The boisterous area again earnestly began the pleas for an upset in the second frame, as perimeter shots found the twine. Newton and Davis, a three time first-team honoree and a resident of Fifth Street and Washington Avenue, though, treated the rock as if it were a security blanket with which they could not part, tallying all 13 of their unit’s points.


While earning an interior bucket midway through the quarter, Davis, a Towson University signee who would score 11 points and grab as many rebounds, lost his customary headband. Picking it up, he casually lobbed it into the Prep stands, drawing ire. Newton picked up a few boos, too, when nailing another buzzer-beating three, this one via a bank shot.


“Not intended,” he said, with a laugh.


Racing to the locker room with a 32-22 lead, the South Philly athletes won Arrigale’s praise and vowed to win the third quarter to prove their juggernaut status and decimate the Prep’s will. Perhaps a touch of anxiety kicked in as the Saints, looking to join Roman Catholic, which has accomplished it twice, as the lone schools to win as many as five consecutive league championships, required four-and-a-half minutes to register their first post-intermission points. Rushed shots and offensive fouls on their part and renewed commitment from their adversaries dwindled the lead to 35-34, and the Prep supporters made their evening’s loudest roar when Arrigale called a timeout.


“I knew then I couldn’t let my team down,” Newton said. “I was not going to allow us to lose.”

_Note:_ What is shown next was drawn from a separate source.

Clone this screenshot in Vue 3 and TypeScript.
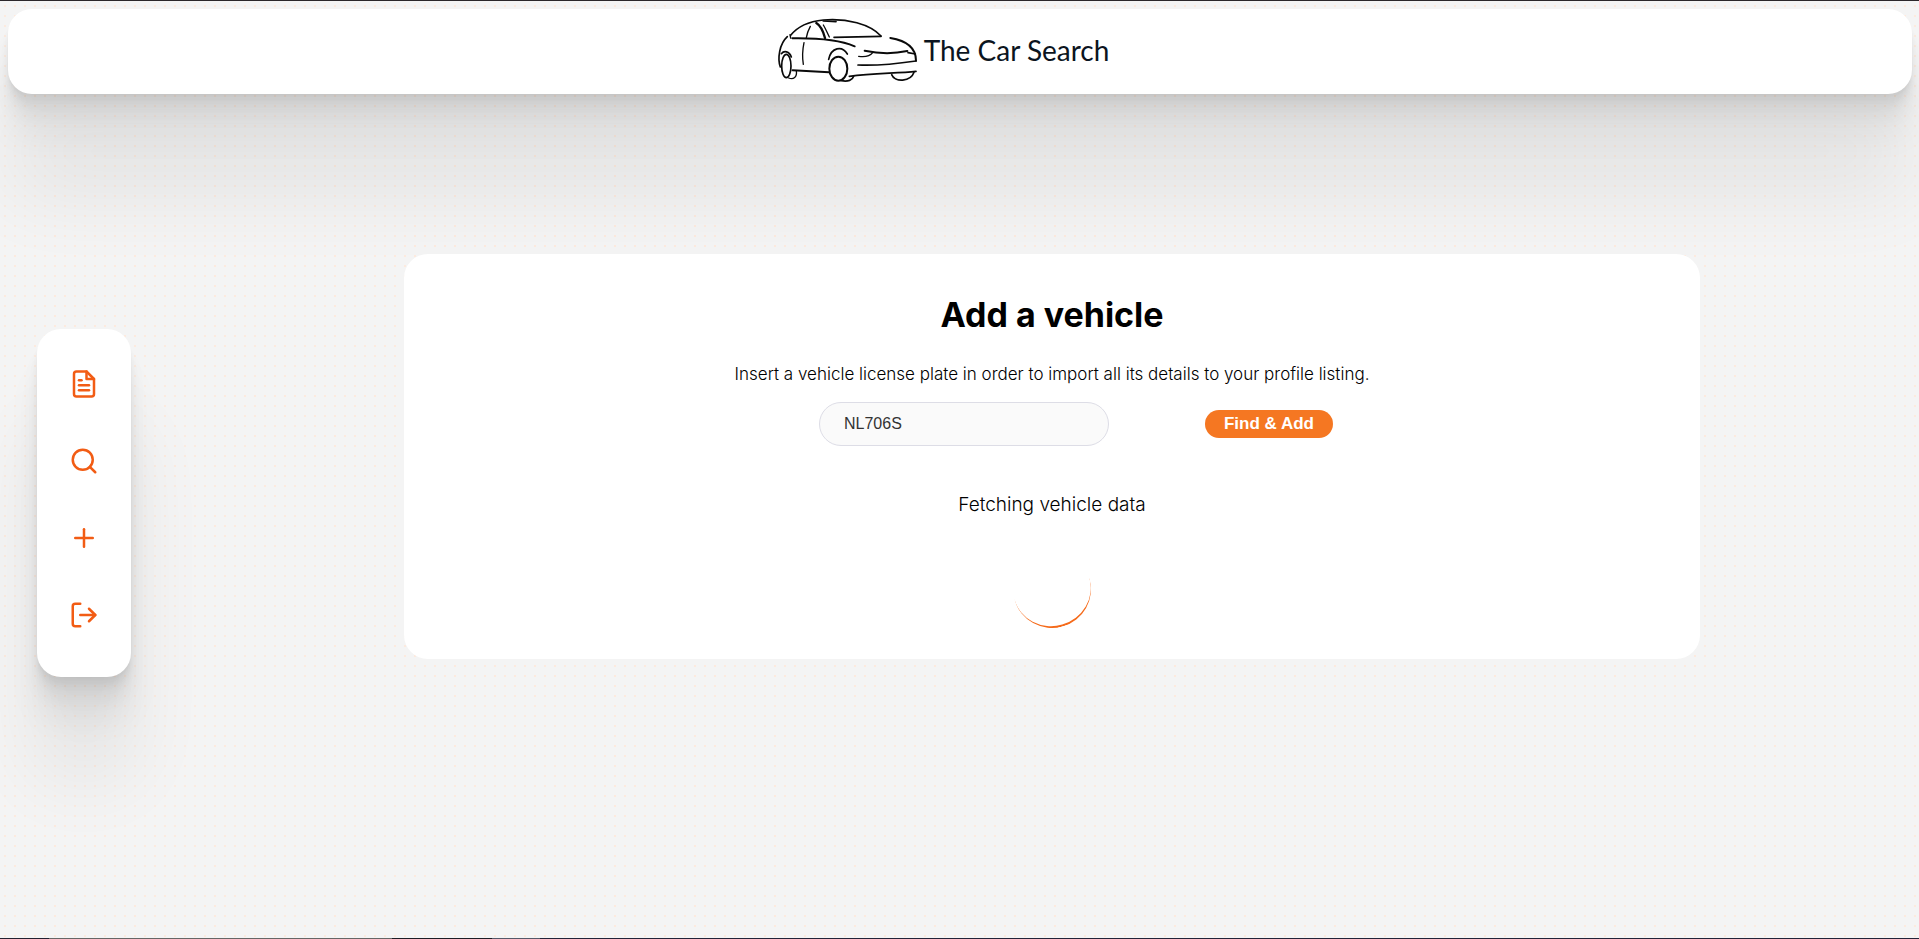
<script setup lang="ts">
import { ref } from 'vue'

interface NavItem {
  label: string
  paths: string[]
}

const navItems: NavItem[] = [
  {
    label: 'Listings',
    paths: [
      'M14 2H6a2 2 0 0 0-2 2v16a2 2 0 0 0 2 2h12a2 2 0 0 0 2-2V8z',
      'M14 2v6h6',
      'M16 13H8',
      'M16 17H8',
      'M10 9H8',
    ],
  },
  { label: 'Search', paths: ['M19 11a8 8 0 1 1-16 0a8 8 0 1 1 16 0z', 'M21 21l-4.35-4.35'] },
  { label: 'Add vehicle', paths: ['M12 5v14', 'M5 12h14'] },
  { label: 'Log out', paths: ['M9 21H5a2 2 0 0 1-2-2V5a2 2 0 0 1 2-2h4', 'M16 17l5-5-5-5', 'M21 12H9'] },
]

const plate = ref('NL706S')
</script>

<template>
  <div class="page">
    <header class="topbar">
      <a class="brand" href="#">
        <svg class="car" viewBox="0 0 456 240" fill="none" stroke="#0a0a0a" stroke-width="5" stroke-linecap="round" aria-hidden="true">
          <path d="M62 76C84 48 120 34 160 30C230 24 300 42 333 78" />
          <path d="M160 33L198 35" />
          <path d="M192 82L333 79" />
          <path d="M67 85C130 84 205 88 254 109" stroke-width="6" />
          <path d="M121 49C115 60 111 70 109 83" stroke-width="4" />
          <path d="M139 39C154 48 160 65 165 84" stroke-width="7" />
          <path d="M160 45C168 58 172 70 178 81" stroke-width="4" />
          <path d="M60 74L62 84" stroke-width="4" />
          <path d="M52 80C28 102 22 145 31 171" />
          <path d="M102 98C97 122 97 145 100 163" stroke-width="4" />
          <path d="M34 131C42 121 58 123 64 141" />
          <ellipse cx="49" cy="168" rx="14" ry="35" />
          <path d="M56 204C70 210 82 202 79 182" stroke-width="4" />
          <path d="M68 181L177 187" stroke-width="6" />
          <path d="M176 148C184 112 216 106 232 132" />
          <ellipse cx="205" cy="176" rx="27" ry="36" stroke-width="6" />
          <path d="M214 212C234 216 248 210 251 199" />
          <path d="M238 199C310 190 380 190 438 184" />
          <path d="M264 165C330 168 390 160 438 153" />
          <path d="M361 84C410 92 438 112 438 152" stroke-width="6" />
          <path d="M284 122C330 132 370 132 412 123" stroke-width="6" />
          <path d="M309 127C300 138 284 142 266 139" stroke-width="4" />
          <path d="M414 128L436 132" />
          <path d="M365 194C374 218 422 216 432 187" />
        </svg>
        <span class="brand-name">The Car Search</span>
      </a>
    </header>

    <div class="body">
      <nav class="sidebar" aria-label="Main">
        <a v-for="item in navItems" :key="item.label" href="#" :aria-label="item.label">
          <svg viewBox="0 0 24 24" aria-hidden="true">
            <path v-for="d in item.paths" :key="d" :d="d" />
          </svg>
        </a>
      </nav>

      <main class="card">
        <h1>Add a vehicle</h1>
        <p class="intro">Insert a vehicle license plate in order to import all its details to your profile listing.</p>
        <form class="lookup" @submit.prevent>
          <input v-model="plate" type="text" aria-label="License plate" />
          <button type="submit">Find &amp; Add</button>
        </form>
        <p class="status" role="status">Fetching vehicle data</p>
        <div class="spinner"></div>
      </main>
    </div>
  </div>
</template>

<style>
body {
  margin: 0;
}
</style>

<style scoped>
.page {
  --shadow: 0 3px 2px rgba(0, 0, 0, 0.02), 0 7px 5px rgba(0, 0, 0, 0.028),
    0 12px 10px rgba(0, 0, 0, 0.035), 0 22px 18px rgba(0, 0, 0, 0.042),
    0 42px 33px rgba(0, 0, 0, 0.05), 0 100px 80px rgba(0, 0, 0, 0.07);
  box-sizing: border-box;
  min-height: 100vh;
  padding: 8px 7px 8px 8px;
  border-top: 1px solid #2b272b;
  border-bottom: 1px solid transparent;
  overflow: hidden;
  background:
    linear-gradient(90deg, #222030 49px, #666 49px 392px, #1c1c24 392px 492px, #555868 492px 540px, #222338 540px)
      0 100% / 100% 1px no-repeat border-box,
    radial-gradient(circle at center, #fdeade 1px, transparent 1px) 0 0 / 10px 10px padding-box,
    #f4f4f4;
  font-family: Inter, "Open Sans", sans-serif;
  color: #000;
}

.topbar {
  display: flex;
  justify-content: center;
  height: 85px;
  border-radius: 24px;
  background: #fff;
  box-shadow: var(--shadow);
}

.brand {
  display: flex;
  align-items: center;
  gap: 2px;
  padding: 0 41px 3px 0;
  color: #0b1420;
  text-decoration: none;
}

.car {
  width: 152px;
  height: 80px;
}

.brand-name {
  font: 400 28px/36px Lato, sans-serif;
}

.body {
  display: grid;
  grid-template-columns: 94px minmax(0, 1296px);
  justify-content: space-between;
  align-items: start;
  padding: 160px 212px 0 29px;
}

.sidebar {
  display: flex;
  flex-direction: column;
  gap: 47px;
  align-items: center;
  margin-top: 75px;
  padding: 40px 0 47px;
  border-radius: 24px;
  background: #fff;
  box-shadow: var(--shadow);
}

.sidebar a,
.sidebar svg {
  display: block;
  width: 30px;
  height: 30px;
}

.sidebar svg {
  fill: none;
  stroke: #f25c14;
  stroke-width: 2;
  stroke-linecap: round;
  stroke-linejoin: round;
}

.card {
  position: relative;
  display: flex;
  flex-direction: column;
  align-items: center;
  padding: 37px 24px 31px;
  border-radius: 24px;
  background: #fff;
}

h1 {
  margin: 0;
  font-size: 34px;
  font-weight: 700;
  line-height: 48px;
}

.intro {
  margin: 23px 0 16px;
  font-size: 17px;
  font-weight: 300;
  line-height: 24px;
}

.lookup {
  display: flex;
  align-items: center;
  gap: 96px;
  padding-left: 48px;
}

input {
  box-sizing: border-box;
  width: 290px;
  height: 44px;
  padding: 0 24px;
  border: 1px solid #dddde6;
  border-radius: 22px;
  background: #fafafa;
  color: #333;
  font: 16px "Liberation Sans", sans-serif;
}

button {
  width: 128px;
  height: 28px;
  padding: 0;
  border: 0;
  border-radius: 14px;
  background: #f57722;
  color: #fff;
  font: 700 17px "Liberation Sans", sans-serif;
}

.status {
  margin: 45px 0 31px;
  font-size: 19px;
  font-weight: 300;
  line-height: 28px;
}

.spinner {
  box-sizing: border-box;
  width: 78px;
  height: 78px;
  border-bottom: 2px solid #f56a1a;
  border-radius: 50%;
  transform: rotate(-16deg);
}
</style>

The reliable figure ignited a 7-0 run to close the frame, scoring five points, including an acrobatic attempt that led to a three-point play, and dishing to junior forward Jamal Custis for a deuce. As the fourth began, third-team selection and senior point guard Hanif Sutton came to symbolize the Saints’ patience and the Hawks’ reluctance, as he drained 55 seconds off the clock with fancy dribbling and penetrated for his only bucket. Back to trying to wither a double-digit deficit, the Hawks panicked and Vasturia could not help them to fly away with an improbable win. The Saints continually earned interior looks, and Newton ended one sort of suspense while starting another with a dunk that had his fans eagerly counting down the seconds until they could fully revel.


“We pressured the ball and tightened the lanes,” Newton said of the 25-8 run to finish the game.


“There might have been some panic, but we knew we had it all along,” junior forward Tony Toplyn, a New Jersey resident who tallied five points, added of his first title game as a starter.


The Saints will face Imhotep Charter in tomorrow’s 8:30 p.m. Class AAA City title tilt at Saint Joseph’s University, with the No. 1 state tournament seeding on the line, too.


“If we execute and keep up our defense like tonight, we can beat anybody,” Toplyn said.